Scaling Considerations

class TTSLoadBalancer:
    def __init__(self):
        self.provider_weights = {
            "elevenlabs": 0.4,  # 40% of traffic
            "deepgram": 0.3,    # 30% of traffic  
            "inworld": 0.2,     # 20% of traffic
            "resemble": 0.1     # 10% of traffic
        }
        self.health_status = {}
        
    def select_provider(self, requirements=None):
        """Select provider based on requirements and health"""
        
        # Filter by requirements
        candidates = self.filter_by_requirements(requirements)
        
        # Filter by health
        healthy_candidates = [
            p for p in candidates 
            if self.health_status.get(p, {}).get("status") == "healthy"
        ]
        
        if not healthy_candidates:
            # Fallback to any healthy provider
            healthy_candidates = [
                p for p, status in self.health_status.items()

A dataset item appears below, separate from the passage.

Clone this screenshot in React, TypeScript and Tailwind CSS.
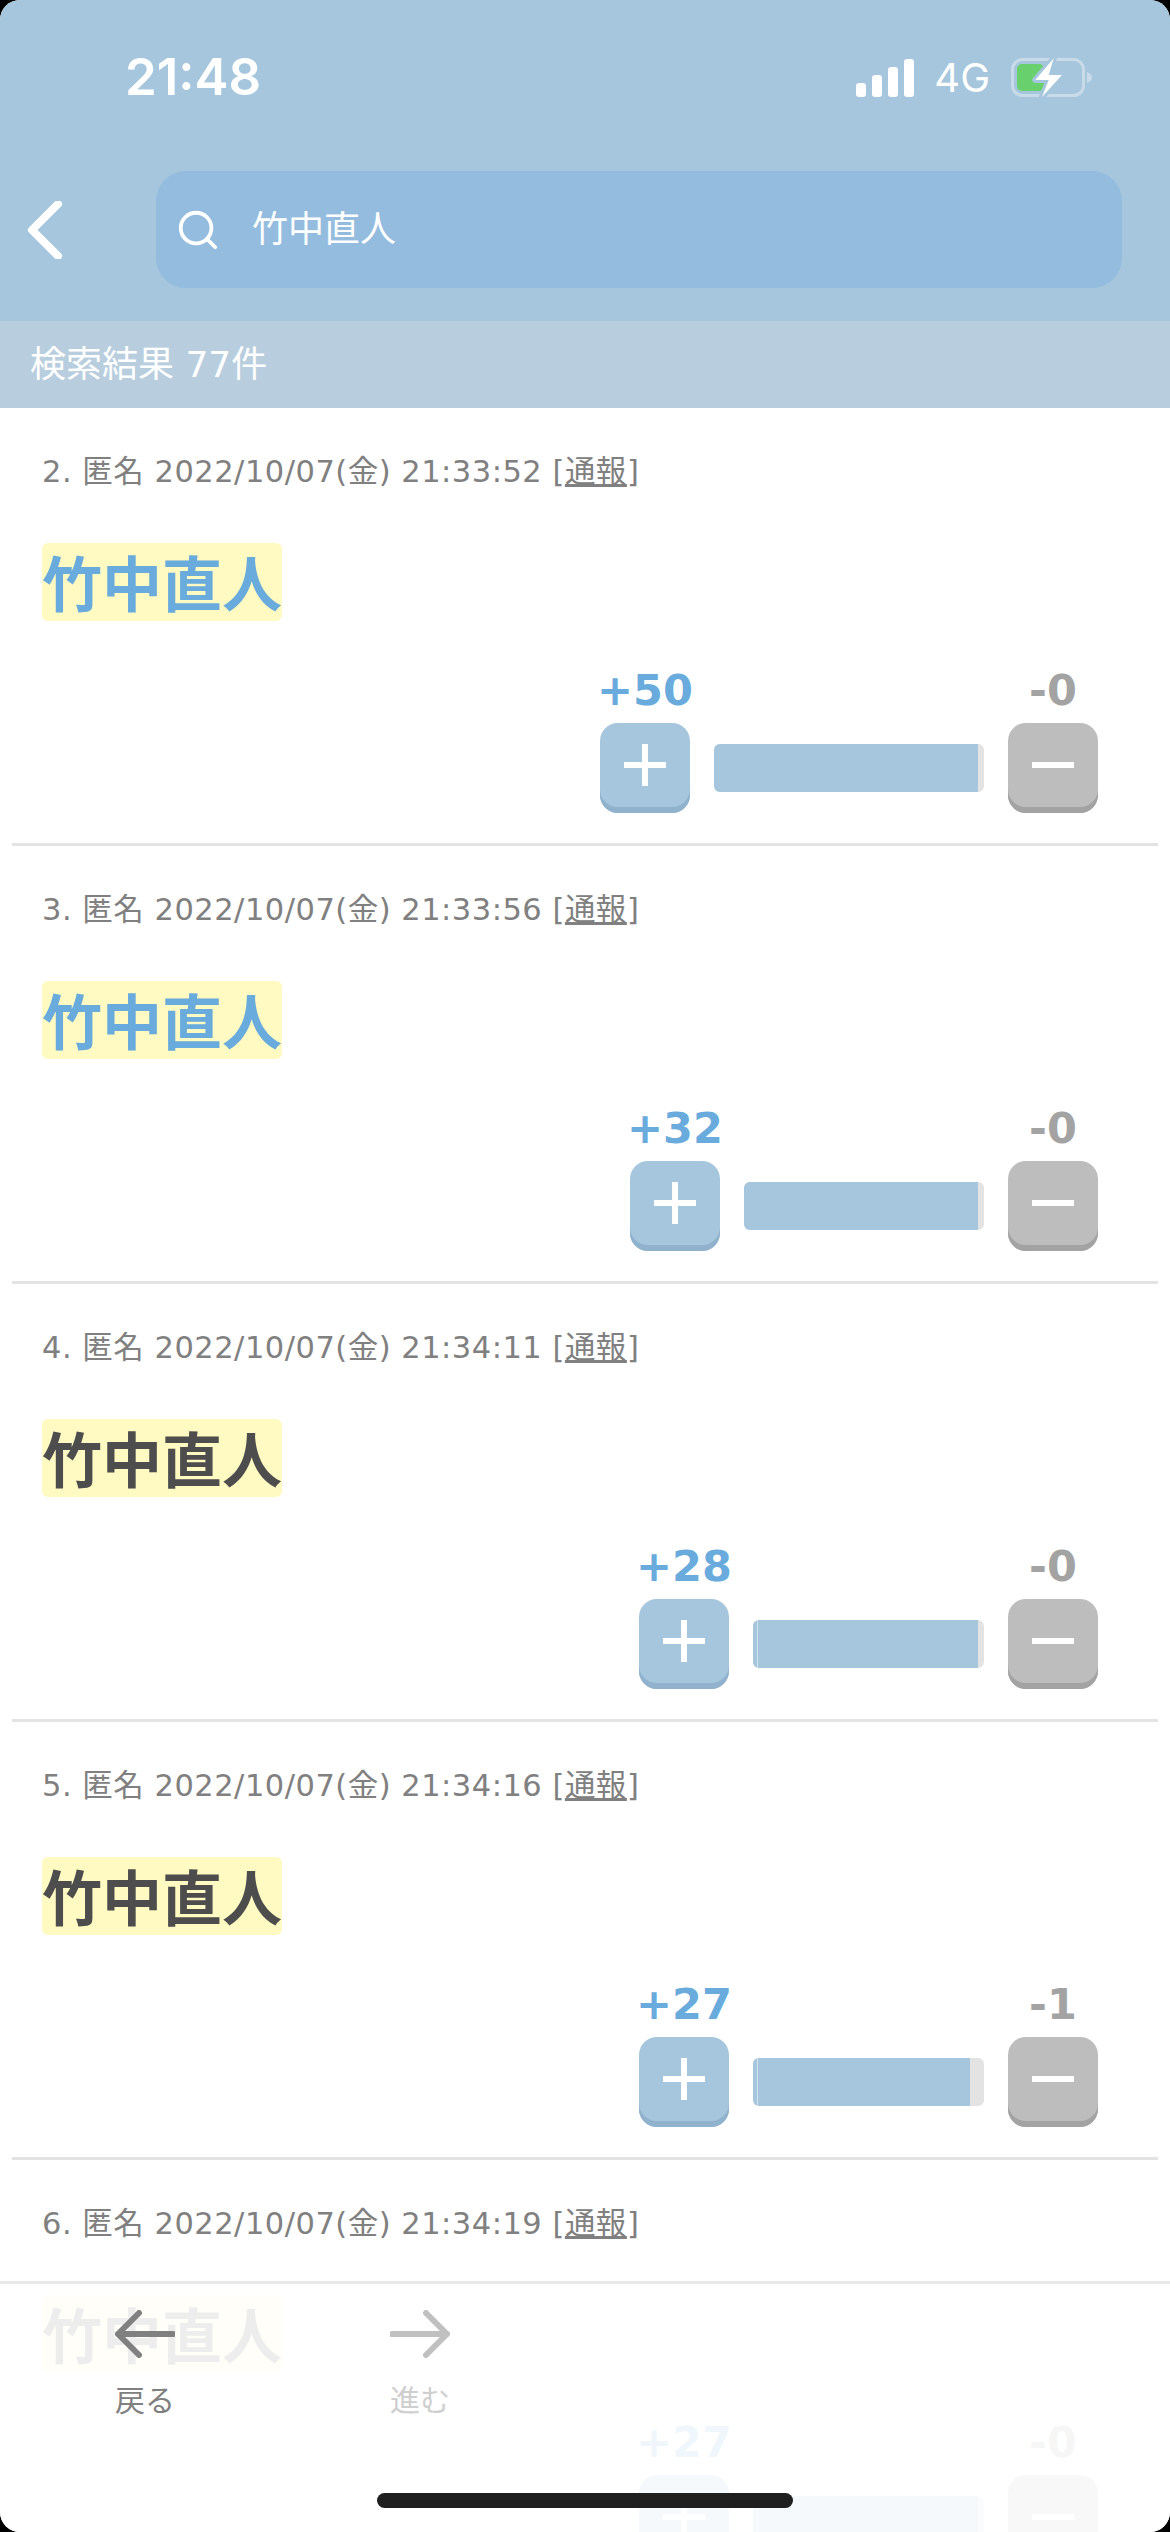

                if status.get("status") == "healthy"
            ]
        
        # Weighted selection
        return self.weighted_random_selection(healthy_candidates)
    
    def adjust_weights_by_performance(self):
        """Dynamically adjust weights based on performance"""

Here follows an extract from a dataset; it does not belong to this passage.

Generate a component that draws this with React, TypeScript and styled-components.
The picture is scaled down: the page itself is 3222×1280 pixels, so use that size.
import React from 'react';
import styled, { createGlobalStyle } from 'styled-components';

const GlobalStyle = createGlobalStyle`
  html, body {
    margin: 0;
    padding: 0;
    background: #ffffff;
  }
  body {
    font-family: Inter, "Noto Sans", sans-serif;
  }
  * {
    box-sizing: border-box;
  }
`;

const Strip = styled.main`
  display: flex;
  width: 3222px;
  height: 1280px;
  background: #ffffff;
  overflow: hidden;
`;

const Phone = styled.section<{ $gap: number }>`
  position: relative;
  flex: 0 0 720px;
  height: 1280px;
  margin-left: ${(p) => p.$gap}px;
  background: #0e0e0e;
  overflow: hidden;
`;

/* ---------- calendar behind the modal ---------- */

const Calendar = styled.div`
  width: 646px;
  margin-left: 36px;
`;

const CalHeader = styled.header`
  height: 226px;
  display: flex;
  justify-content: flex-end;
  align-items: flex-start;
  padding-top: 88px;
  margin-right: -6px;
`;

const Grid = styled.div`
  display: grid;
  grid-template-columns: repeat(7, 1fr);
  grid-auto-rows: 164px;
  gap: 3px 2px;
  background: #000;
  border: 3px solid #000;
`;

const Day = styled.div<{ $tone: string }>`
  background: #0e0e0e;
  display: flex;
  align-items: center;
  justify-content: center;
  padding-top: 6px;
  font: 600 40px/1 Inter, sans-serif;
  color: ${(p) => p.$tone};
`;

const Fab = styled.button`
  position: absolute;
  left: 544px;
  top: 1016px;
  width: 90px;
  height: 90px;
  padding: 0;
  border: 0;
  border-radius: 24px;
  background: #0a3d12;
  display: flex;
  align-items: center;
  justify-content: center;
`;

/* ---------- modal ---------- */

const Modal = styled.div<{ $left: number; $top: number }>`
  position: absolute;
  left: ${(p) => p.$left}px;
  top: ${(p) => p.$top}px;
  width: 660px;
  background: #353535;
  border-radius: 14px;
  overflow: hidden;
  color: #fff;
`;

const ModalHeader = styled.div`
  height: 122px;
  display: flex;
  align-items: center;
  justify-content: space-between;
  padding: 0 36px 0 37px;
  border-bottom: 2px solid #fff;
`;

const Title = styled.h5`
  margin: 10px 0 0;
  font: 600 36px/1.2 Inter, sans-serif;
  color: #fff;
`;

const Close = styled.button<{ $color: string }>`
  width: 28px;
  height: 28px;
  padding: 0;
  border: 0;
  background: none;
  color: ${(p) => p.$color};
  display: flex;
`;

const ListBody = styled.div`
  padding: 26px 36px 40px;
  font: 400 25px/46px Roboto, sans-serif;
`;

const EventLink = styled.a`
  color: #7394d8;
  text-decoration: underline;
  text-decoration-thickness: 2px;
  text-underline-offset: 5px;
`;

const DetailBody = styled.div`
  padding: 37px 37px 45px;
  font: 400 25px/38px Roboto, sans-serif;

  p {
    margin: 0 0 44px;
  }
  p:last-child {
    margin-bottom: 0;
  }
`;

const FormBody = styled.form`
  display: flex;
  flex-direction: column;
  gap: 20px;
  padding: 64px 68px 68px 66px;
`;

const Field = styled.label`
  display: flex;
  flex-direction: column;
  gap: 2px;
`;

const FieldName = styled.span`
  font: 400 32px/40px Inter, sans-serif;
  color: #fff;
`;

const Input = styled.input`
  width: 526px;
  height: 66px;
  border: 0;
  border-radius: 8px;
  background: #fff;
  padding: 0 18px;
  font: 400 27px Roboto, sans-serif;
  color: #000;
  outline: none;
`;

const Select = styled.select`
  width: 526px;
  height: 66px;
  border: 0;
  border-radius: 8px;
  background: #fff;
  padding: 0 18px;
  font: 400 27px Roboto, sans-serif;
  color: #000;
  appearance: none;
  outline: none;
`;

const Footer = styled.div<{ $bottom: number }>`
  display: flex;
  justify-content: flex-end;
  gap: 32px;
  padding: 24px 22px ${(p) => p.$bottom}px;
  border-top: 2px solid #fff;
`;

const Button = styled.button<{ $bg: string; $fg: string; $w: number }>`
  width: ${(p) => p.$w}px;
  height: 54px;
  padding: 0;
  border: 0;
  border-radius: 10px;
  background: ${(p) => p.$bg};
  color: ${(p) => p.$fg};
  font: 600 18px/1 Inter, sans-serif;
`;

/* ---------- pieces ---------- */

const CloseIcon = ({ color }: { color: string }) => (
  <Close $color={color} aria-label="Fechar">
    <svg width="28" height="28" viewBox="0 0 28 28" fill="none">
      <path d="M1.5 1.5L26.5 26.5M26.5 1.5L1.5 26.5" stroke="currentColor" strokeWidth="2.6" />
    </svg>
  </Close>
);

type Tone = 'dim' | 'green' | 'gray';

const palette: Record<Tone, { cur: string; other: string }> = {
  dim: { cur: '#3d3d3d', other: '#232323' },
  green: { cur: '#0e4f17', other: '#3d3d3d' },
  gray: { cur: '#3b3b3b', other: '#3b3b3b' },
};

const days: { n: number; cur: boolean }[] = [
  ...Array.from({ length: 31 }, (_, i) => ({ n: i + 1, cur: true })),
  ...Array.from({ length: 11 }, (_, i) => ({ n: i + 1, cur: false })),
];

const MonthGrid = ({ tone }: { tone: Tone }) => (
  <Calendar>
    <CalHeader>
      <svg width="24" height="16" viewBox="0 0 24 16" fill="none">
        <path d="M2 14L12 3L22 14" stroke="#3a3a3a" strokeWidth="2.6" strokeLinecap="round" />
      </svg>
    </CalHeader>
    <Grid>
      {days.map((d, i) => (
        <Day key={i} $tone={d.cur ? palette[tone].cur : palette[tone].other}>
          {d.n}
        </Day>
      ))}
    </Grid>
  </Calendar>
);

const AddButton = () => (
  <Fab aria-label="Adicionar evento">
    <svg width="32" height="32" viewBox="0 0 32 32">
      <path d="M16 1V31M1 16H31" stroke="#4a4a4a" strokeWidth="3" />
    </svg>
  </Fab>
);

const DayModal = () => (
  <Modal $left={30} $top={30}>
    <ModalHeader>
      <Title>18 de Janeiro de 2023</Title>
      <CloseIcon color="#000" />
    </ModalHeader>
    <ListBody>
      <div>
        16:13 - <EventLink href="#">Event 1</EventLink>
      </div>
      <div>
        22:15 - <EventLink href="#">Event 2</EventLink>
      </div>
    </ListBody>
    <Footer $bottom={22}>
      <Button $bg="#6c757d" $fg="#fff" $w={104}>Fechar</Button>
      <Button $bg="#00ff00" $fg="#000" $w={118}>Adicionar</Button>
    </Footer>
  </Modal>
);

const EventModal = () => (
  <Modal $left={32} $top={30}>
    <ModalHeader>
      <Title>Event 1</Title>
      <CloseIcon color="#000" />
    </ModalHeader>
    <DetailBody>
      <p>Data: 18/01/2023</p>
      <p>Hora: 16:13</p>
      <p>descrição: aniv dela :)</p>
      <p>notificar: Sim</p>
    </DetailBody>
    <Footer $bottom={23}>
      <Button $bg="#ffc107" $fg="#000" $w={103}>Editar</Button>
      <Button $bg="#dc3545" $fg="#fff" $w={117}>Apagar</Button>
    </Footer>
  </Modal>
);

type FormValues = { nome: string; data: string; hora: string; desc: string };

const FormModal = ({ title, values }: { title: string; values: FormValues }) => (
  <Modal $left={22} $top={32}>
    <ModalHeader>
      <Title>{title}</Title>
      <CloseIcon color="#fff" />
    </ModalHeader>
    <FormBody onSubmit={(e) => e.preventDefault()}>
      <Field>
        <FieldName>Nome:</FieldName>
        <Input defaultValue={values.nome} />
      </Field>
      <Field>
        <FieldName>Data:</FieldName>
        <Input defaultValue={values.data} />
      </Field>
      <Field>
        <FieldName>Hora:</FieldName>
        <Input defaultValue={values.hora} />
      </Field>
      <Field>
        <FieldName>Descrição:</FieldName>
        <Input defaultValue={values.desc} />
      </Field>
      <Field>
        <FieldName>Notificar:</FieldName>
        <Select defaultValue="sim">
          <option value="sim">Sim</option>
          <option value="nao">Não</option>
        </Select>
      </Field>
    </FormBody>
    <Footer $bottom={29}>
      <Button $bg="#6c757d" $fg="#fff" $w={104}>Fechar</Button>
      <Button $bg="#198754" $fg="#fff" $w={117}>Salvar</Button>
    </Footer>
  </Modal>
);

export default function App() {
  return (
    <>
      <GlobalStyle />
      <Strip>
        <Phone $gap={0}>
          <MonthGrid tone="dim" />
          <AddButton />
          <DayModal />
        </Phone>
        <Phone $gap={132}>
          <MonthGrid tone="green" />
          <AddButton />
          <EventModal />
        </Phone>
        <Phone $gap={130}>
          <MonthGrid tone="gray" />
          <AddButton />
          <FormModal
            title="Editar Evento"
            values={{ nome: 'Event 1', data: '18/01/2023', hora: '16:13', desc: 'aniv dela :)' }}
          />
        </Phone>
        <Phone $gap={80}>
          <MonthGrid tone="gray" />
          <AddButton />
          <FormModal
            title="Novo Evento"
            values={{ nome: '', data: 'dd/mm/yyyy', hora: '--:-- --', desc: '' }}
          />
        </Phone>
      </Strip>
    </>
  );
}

        performance_metrics = self.get_performance_metrics()
        
        for provider in self.provider_weights:
            metrics = performance_metrics.get(provider, {})
            
            # Adjust weight based on performance
            if metrics.get("avg_latency", float('inf')) > 2.0:
                self.provider_weights[provider] *= 0.9  # Reduce weight
            elif metrics.get("error_rate", 1.0) < 0.01:
                self.provider_weights[provider] *= 1.1  # Increase weight
        
        # Normalize weights
        total_weight = sum(self.provider_weights.values())
        for provider in self.provider_weights:
            self.provider_weights[provider] /= total_weight

🎯 Excellence in TTS

Following these best practices will help you deliver exceptional voice experiences while optimizing performance and costs. Remember to continuously monitor, test, and refine your TTS implementation based on real-world usage and user feedback.